▶ Short exercise: Leave out the images and repeat the listing below without a single change.
━━━━━━━━
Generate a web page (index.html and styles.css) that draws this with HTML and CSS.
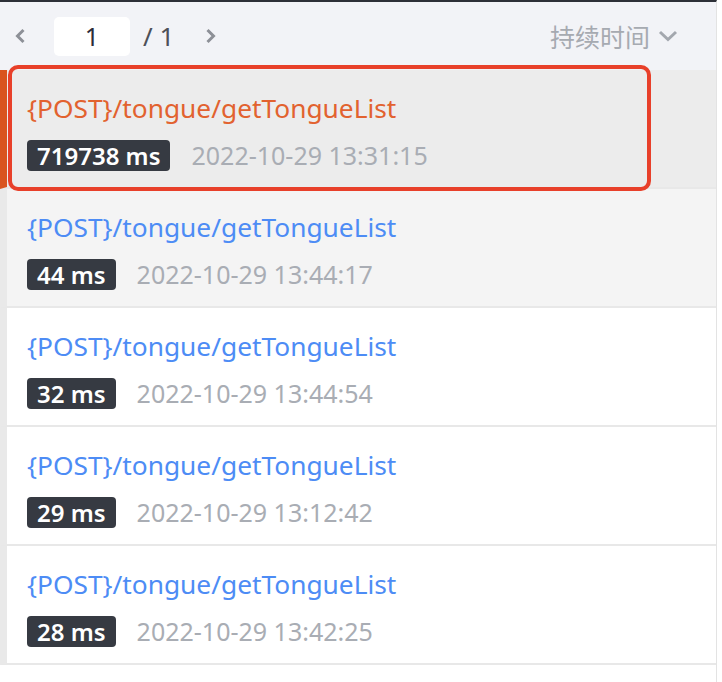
FILE: index.html
```html
<!DOCTYPE html>
<html lang="zh">
<head>
<meta charset="utf-8">
<link rel="stylesheet" href="styles.css">
</head>
<body>
<div class="panel">
  <div class="toolbar">
    <span class="nav prev"><svg width="12" height="16" viewBox="0 0 12 16"><path d="M9.5 2 L3.5 8 L9.5 14" fill="none" stroke="#8d9097" stroke-width="3"/></svg></span>
    <span class="page-input">1</span>
    <span class="page-total">/ 1</span>
    <span class="nav next"><svg width="12" height="16" viewBox="0 0 12 16"><path d="M2.5 2 L8.5 8 L2.5 14" fill="none" stroke="#8d9097" stroke-width="3"/></svg></span>
    <span class="sort">持续时间<svg width="20" height="12" viewBox="0 0 20 12"><path d="M2 2 L10 9.5 L18 2" fill="none" stroke="#a3a7ae" stroke-width="3"/></svg></span>
  </div>
  <div class="list">
    <div class="row selected">
      <div class="title">{POST}/tongue/getTongueList</div>
      <div class="meta"><span class="badge">719738 ms</span><span class="date">2022-10-29 13:31:15</span></div>
    </div>
    <div class="row hover">
      <div class="title">{POST}/tongue/getTongueList</div>
      <div class="meta"><span class="badge">44 ms</span><span class="date">2022-10-29 13:44:17</span></div>
    </div>
    <div class="row">
      <div class="title">{POST}/tongue/getTongueList</div>
      <div class="meta"><span class="badge">32 ms</span><span class="date">2022-10-29 13:44:54</span></div>
    </div>
    <div class="row">
      <div class="title">{POST}/tongue/getTongueList</div>
      <div class="meta"><span class="badge">29 ms</span><span class="date">2022-10-29 13:12:42</span></div>
    </div>
    <div class="row">
      <div class="title">{POST}/tongue/getTongueList</div>
      <div class="meta"><span class="badge">28 ms</span><span class="date">2022-10-29 13:42:25</span></div>
    </div>
    <div class="highlight"></div>
  </div>
</div>
</body>
</html>
```

FILE: styles.css
```css
html, body {
  margin: 0;
  padding: 0;
  background: #ffffff;
}
body {
  font-family: "Noto Sans", "Noto Sans CJK SC", sans-serif;
  height: 682px;
  overflow: hidden;
}
.panel {
  width: 716px;
  border-top: 2px solid #2d3037;
  border-right: 1px solid #e3e3e3;
  min-height: 680px;
}
.toolbar {
  height: 68px;
  background: #f2f3f7;
  display: flex;
  align-items: center;
  padding-left: 14px;
  box-sizing: border-box;
}
.nav {
  display: flex;
  align-items: center;
}
.page-input {
  margin-left: 28px;
  width: 76px;
  height: 39px;
  background: #fff;
  border-radius: 5px;
  display: flex;
  align-items: center;
  justify-content: center;
  font-size: 25px;
  color: #2c2c3a;
}
.page-total {
  margin-left: 13px;
  font-size: 26px;
  color: #4d5058;
  width: 50px;
}
.next {
  margin-left: 12px;
}
.sort {
  margin-left: auto;
  margin-right: 38px;
  display: flex;
  align-items: center;
  gap: 8px;
  font-size: 25px;
  color: #a6aab1;
  font-family: "Noto Sans CJK SC", sans-serif;
}
.list {
  position: relative;
}
.row {
  height: 117px;
  border-left: 7px solid #e9e9e9;
  border-bottom: 2px solid #e8e8e8;
  padding-left: 20px;
  box-sizing: content-box;
  display: flex;
  flex-direction: column;
  justify-content: flex-start;
  background: #ffffff;
}
.row.selected {
  background: #ececec;
  border-left-color: #d9541f;
}
.row.hover {
  background: #f4f4f4;
}
.title {
  margin-top: 20px;
  font-size: 26.3px;
  line-height: 36px;
  color: #4d8cf5;
}
.selected .title {
  color: #e2622f;
}
.meta {
  margin-top: 12px;
  display: flex;
  align-items: center;
}
.badge {
  height: 31px;
  padding: 0 10px;
  background: #363a42;
  color: #ffffff;
  border-radius: 4px;
  font-size: 24px;
  font-weight: 600;
  display: flex;
  align-items: center;
}
.date {
  margin-left: 21px;
  font-size: 25px;
  color: #a9adb4;
}
.highlight {
  position: absolute;
  left: 8px;
  top: -5px;
  width: 643px;
  height: 126px;
  box-sizing: border-box;
  border: 4px solid #e8402a;
  border-radius: 10px;
  pointer-events: none;
}
```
━━━━━━━━
▶ Solution to this exercise:
Generate a web page (index.html and styles.css) that draws this with HTML and CSS.
FILE: index.html
```html
<!DOCTYPE html>
<html lang="zh">
<head>
<meta charset="utf-8">
<link rel="stylesheet" href="styles.css">
</head>
<body>
<div class="panel">
  <div class="toolbar">
    <span class="nav prev"><svg width="12" height="16" viewBox="0 0 12 16"><path d="M9.5 2 L3.5 8 L9.5 14" fill="none" stroke="#8d9097" stroke-width="3"/></svg></span>
    <span class="page-input">1</span>
    <span class="page-total">/ 1</span>
    <span class="nav next"><svg width="12" height="16" viewBox="0 0 12 16"><path d="M2.5 2 L8.5 8 L2.5 14" fill="none" stroke="#8d9097" stroke-width="3"/></svg></span>
    <span class="sort">持续时间<svg width="20" height="12" viewBox="0 0 20 12"><path d="M2 2 L10 9.5 L18 2" fill="none" stroke="#a3a7ae" stroke-width="3"/></svg></span>
  </div>
  <div class="list">
    <div class="row selected">
      <div class="title">{POST}/tongue/getTongueList</div>
      <div class="meta"><span class="badge">719738 ms</span><span class="date">2022-10-29 13:31:15</span></div>
    </div>
    <div class="row hover">
      <div class="title">{POST}/tongue/getTongueList</div>
      <div class="meta"><span class="badge">44 ms</span><span class="date">2022-10-29 13:44:17</span></div>
    </div>
    <div class="row">
      <div class="title">{POST}/tongue/getTongueList</div>
      <div class="meta"><span class="badge">32 ms</span><span class="date">2022-10-29 13:44:54</span></div>
    </div>
    <div class="row">
      <div class="title">{POST}/tongue/getTongueList</div>
      <div class="meta"><span class="badge">29 ms</span><span class="date">2022-10-29 13:12:42</span></div>
    </div>
    <div class="row">
      <div class="title">{POST}/tongue/getTongueList</div>
      <div class="meta"><span class="badge">28 ms</span><span class="date">2022-10-29 13:42:25</span></div>
    </div>
    <div class="highlight"></div>
  </div>
</div>
</body>
</html>
```

FILE: styles.css
```css
html, body {
  margin: 0;
  padding: 0;
  background: #ffffff;
}
body {
  font-family: "Noto Sans", "Noto Sans CJK SC", sans-serif;
  height: 682px;
  overflow: hidden;
}
.panel {
  width: 716px;
  border-top: 2px solid #2d3037;
  border-right: 1px solid #e3e3e3;
  min-height: 680px;
}
.toolbar {
  height: 68px;
  background: #f2f3f7;
  display: flex;
  align-items: center;
  padding-left: 14px;
  box-sizing: border-box;
}
.nav {
  display: flex;
  align-items: center;
}
.page-input {
  margin-left: 28px;
  width: 76px;
  height: 39px;
  background: #fff;
  border-radius: 5px;
  display: flex;
  align-items: center;
  justify-content: center;
  font-size: 25px;
  color: #2c2c3a;
}
.page-total {
  margin-left: 13px;
  font-size: 26px;
  color: #4d5058;
  width: 50px;
}
.next {
  margin-left: 12px;
}
.sort {
  margin-left: auto;
  margin-right: 38px;
  display: flex;
  align-items: center;
  gap: 8px;
  font-size: 25px;
  color: #a6aab1;
  font-family: "Noto Sans CJK SC", sans-serif;
}
.list {
  position: relative;
}
.row {
  height: 117px;
  border-left: 7px solid #e9e9e9;
  border-bottom: 2px solid #e8e8e8;
  padding-left: 20px;
  box-sizing: content-box;
  display: flex;
  flex-direction: column;
  justify-content: flex-start;
  background: #ffffff;
}
.row.selected {
  background: #ececec;
  border-left-color: #d9541f;
}
.row.hover {
  background: #f4f4f4;
}
.title {
  margin-top: 20px;
  font-size: 26.3px;
  line-height: 36px;
  color: #4d8cf5;
}
.selected .title {
  color: #e2622f;
}
.meta {
  margin-top: 12px;
  display: flex;
  align-items: center;
}
.badge {
  height: 31px;
  padding: 0 10px;
  background: #363a42;
  color: #ffffff;
  border-radius: 4px;
  font-size: 24px;
  font-weight: 600;
  display: flex;
  align-items: center;
}
.date {
  margin-left: 21px;
  font-size: 25px;
  color: #a9adb4;
}
.highlight {
  position: absolute;
  left: 8px;
  top: -5px;
  width: 643px;
  height: 126px;
  box-sizing: border-box;
  border: 4px solid #e8402a;
  border-radius: 10px;
  pointer-events: none;
}
```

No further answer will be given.